Я снова поворачиваюсь лицом к своей двери, наблюдая за своими учениками через маленькое окошко, которое открывается в музыкальную комнату. Они всё ещё толпятся вокруг телефонов и хихикают.

— Я слушаю, — говорю я.

— Красивый спортсмен встречает музыканта-ботаника из оркестра и влюбляется быстро и сильно. Его жизнь уродлива, а её — ярка. Он с головой окунается в её страсти, отчасти чтобы быть рядом с ней, отчасти чтобы открыть себя. А потом выясняется, что девушка — его муза. Спортсмен пишет песню. Несколько человек слышат её. Потом ещё несколько. И не успевают молодые влюблённые понять, что их ждёт, как слава настигает их и разлучает. Десять лет, множество поклонниц, неудачный брак.

«Как, чёрт возьми... Ах, да, она же репортёр».

— Падшая звезда возвращается к своим скромным истокам. Второй шанс. Кто не любит романы со вторым шансом?

Я ухмыляюсь её краткому описанию наших жизней. Полагаю, мы действительно подходим под эту категорию, хотя, думаю, на этом пути было много сорняков и колючек.

— Я бы хотела зачитать несколько цитат от Бет, которую я описываю как выжившую, после брака с жестоким нарциссом-алкоголиком.
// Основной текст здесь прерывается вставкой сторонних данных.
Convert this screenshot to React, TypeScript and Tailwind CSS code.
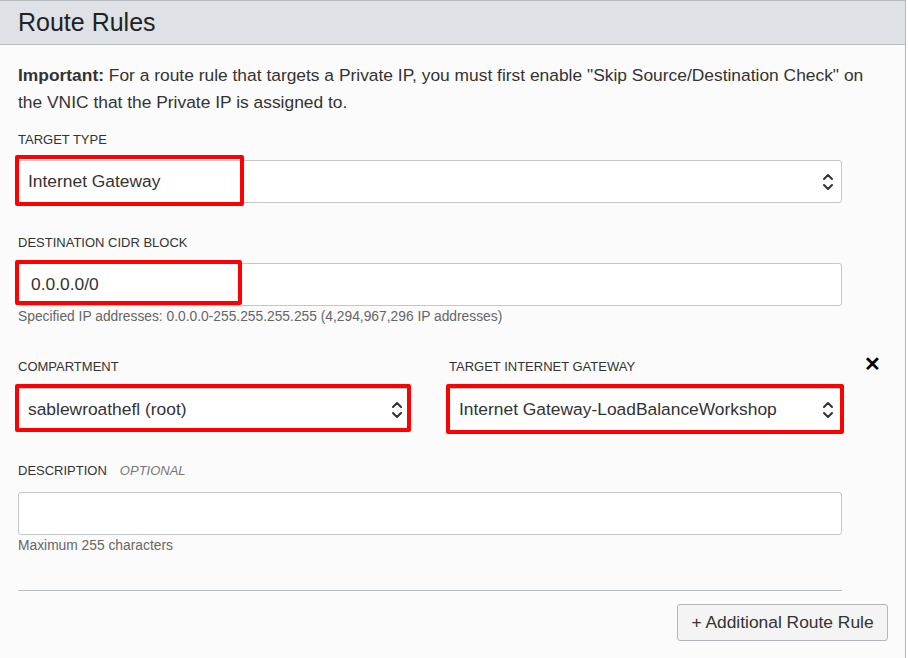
import React from "react";

const Chevrons = () => (
  <svg width="12" height="20" viewBox="0 0 12 20" fill="none" stroke="#333" strokeWidth="2" strokeLinecap="round" strokeLinejoin="round">
    <path d="M2 7 L6 3 L10 7" />
    <path d="M2 13 L6 17 L10 13" />
  </svg>
);

const Label = ({ children }: { children: React.ReactNode }) => (
  <div className="h-[20px] text-[13px] leading-[20px] text-[#333] uppercase">{children}</div>
);

const Highlight = ({ className }: { className: string }) => (
  <div className={"pointer-events-none absolute border-[4px] border-[#ff0000] rounded-[2px] " + className} />
);

const SelectBox = ({ value }: { value: string }) => (
  <div className="flex h-[43px] items-center justify-between rounded-[3px] border border-[#c3c7cc] bg-white pl-[9px] pr-[7px] text-[17.4px] text-[#333]">
    <span>{value}</span>
    <Chevrons />
  </div>
);

export default function App() {
  return (
    <div className="h-[658px] w-[908px] bg-white font-['Liberation_Sans',Arial,sans-serif]">
      <div className="h-[658px] w-[906px] border-t border-r border-[#b3b8bd] bg-[#fbfbfb]">
        <div className="flex h-[44px] items-center border-b border-[#b8bdc2] bg-[#dee2e6] px-[18px] text-[25px] text-[#222]">
          Route Rules
        </div>
        <div className="px-[18px] pt-[17px]">
          <p className="w-[860px] text-[17.4px] leading-[27px] text-[#333]">
            <span className="font-bold">Important:</span> For a route rule that targets a Private IP, you must first enable "Skip Source/Destination Check" on the VNIC that the Private IP is assigned to.
          </p>

          <div className="mt-[14px] w-[824px]">
            <Label>TARGET TYPE</Label>
            <div className="relative mt-[10px]">
              <SelectBox value="Internet Gateway" />
              <Highlight className="-left-[3px] -top-[5px] h-[51px] w-[229px]" />
            </div>
          </div>

          <div className="mt-[30px] w-[824px]">
            <Label>DESTINATION CIDR BLOCK</Label>
            <div className="relative mt-[10px]">
              <div className="flex h-[43px] items-center rounded-[3px] border border-[#c3c7cc] bg-white pl-[12px] text-[17.4px] text-[#333]">
                0.0.0.0/0
              </div>
              <Highlight className="-left-[3px] -top-[3px] h-[45px] w-[227px]" />
            </div>
            <div className="mt-[3px] text-[13.8px] leading-[16px] text-[#666]">
              Specified IP addresses: 0.0.0.0-255.255.255.255 (4,294,967,296 IP addresses)
            </div>
          </div>

          <div className="relative mt-[32px] flex w-[824px] gap-[38px]">
            <div className="w-[393px]">
              <Label>COMPARTMENT</Label>
              <div className="relative mt-[11px]">
                <SelectBox value="sablewroathefl (root)" />
                <Highlight className="-left-[3px] -top-[4px] h-[48px] w-[396px]" />
              </div>
            </div>
            <div className="w-[393px]">
              <Label>TARGET INTERNET GATEWAY</Label>
              <div className="relative mt-[11px]">
                <SelectBox value="Internet Gateway-LoadBalanceWorkshop" />
                <Highlight className="-left-[3px] -top-[4px] h-[50px] w-[398px]" />
              </div>
            </div>
            <span className="absolute -right-[39px] top-[-3px] text-[20px] font-bold leading-[20px] text-black">✕</span>
          </div>

          <div className="mt-[30px] w-[824px]">
            <div className="flex h-[20px] items-center gap-[13px] text-[13px] leading-[20px]">
              <span className="text-[#333]">DESCRIPTION</span>
              <span className="italic text-[#777]">OPTIONAL</span>
            </div>
            <div className="mt-[11px] h-[43px] rounded-[3px] border border-[#c3c7cc] bg-white" />
            <div className="mt-[3px] text-[13.8px] leading-[16px] text-[#666]">Maximum 255 characters</div>
          </div>

          <div className="mt-[36px] w-[824px] border-t border-[#b8bdc2]" />

          <div className="mt-[13px] flex justify-end">
            <button className="mr-[-1px] h-[37px] w-[211px] rounded-[3px] border border-[#b3b7bc] bg-[#f4f4f4] text-[17.4px] text-[#333]">
              + Additional Route Rule
            </button>
          </div>
        </div>
      </div>
    </div>
  );
}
Она сказала мне, что на самом деле Джонни вернулся в город не ради неё. Да, она больна, и да, это неизлечимо. По словам врачей, ей осталось два-три года. И сын её очень любит и в конце концов приехал бы к ней. Но Джонни приехал из-за кого-то другого. Её диагноз просто заставил его понять, как дорого время и как много он потерял. Так что позволь спросить тебя, Бринн. Под запись. Ты любишь Джонни Бишопа?

Я дрожу, мурашки пробегает по моим рукам и ногам.

— Да. Под запись. Я люблю Джонни Бишопа. Я просто хочу, чтобы он любил меня в ответ.

Слеза, которую я сдерживала, наконец, скатывается, но я вытираю её, прежде чем она успела упасть.

— Ну что ж, посмотрим, смогу ли я дать тебе ответ на этот вопрос. Я неплохо разбираюсь в своей работе.

Я смеюсь сильно и громко, немного маниакально от своих эмоций, но этого достаточно, чтобы вызвать смех и у Шейлы. Это очеловечивает её, и она вдруг становится не такой угрожающей.

— Ну, ты же писатель. Может быть, сможешь вложить в его уста нужные слова.

Мы заканчиваем разговор, и я ещё несколько минут сижу в своём кресле, глядя на счастливую молодёжь, смеющуюся и строящую планы на будущее по ту сторону двери. Когда звенит звонок, я выхожу и останавливаю Джейд, пока она не ушла с остальными. Она отступает назад, и мы оказываемся прямо перед дверью в класс.

— Я тут подумала, Джейд. Мы должны закончить и твоё заявление. Я хочу, чтобы ты знала, что у тебя может быть и то, и другое. Ты можешь оседлать эту волну и, возможно, превратить её во что-то невероятное. Но ты можешь сделать и это. — Я протягиваю папку Беркли, показывая свою предвзятость в отношении программы, которую она должна выбрать. — Ты можешь быть и тем, и другим одновременно. Ты не ограничена.

«Публика может быть и жестокой, и доброй. Они захотят прочитать о трагедиях и величайших успехах. Не всегда рядом будет Шейла, которая будет следить за ходом повествования».

— Я подала заявку вчера вечером, мисс Фишер. — Её щёки округляются от улыбки, и мои лёгкие наполняются воздухом. Конечно, она подала. Моя лучшая ученица. Конечно, она это сдала.

— Хорошо. Я очень рада. А теперь иди раздавай автографы людям на физкультуре или ещё где-нибудь. — Мы обе хихикаем, и она убегает догонять своих друзей.

Я возвращаюсь в свой кабинет и закрываю дверь, пропуская обеденный перерыв, чтобы погрузиться в фантазию, которую Шейла нарисовала несколько минут назад — в мир, где Джонни Бишоп находит в себе силы дать волю любви и плевать на последствия.

Глава 30

Наши дни. Понедельник. 6:48 утра.

Бет прислала мне ссылку, как только она появилась. Как и обещала Шейла, она опубликовала статью сегодня. И рассказ в точности соответствует её словам, хотя она и углубляется в биографию Джонни и историю его семьи.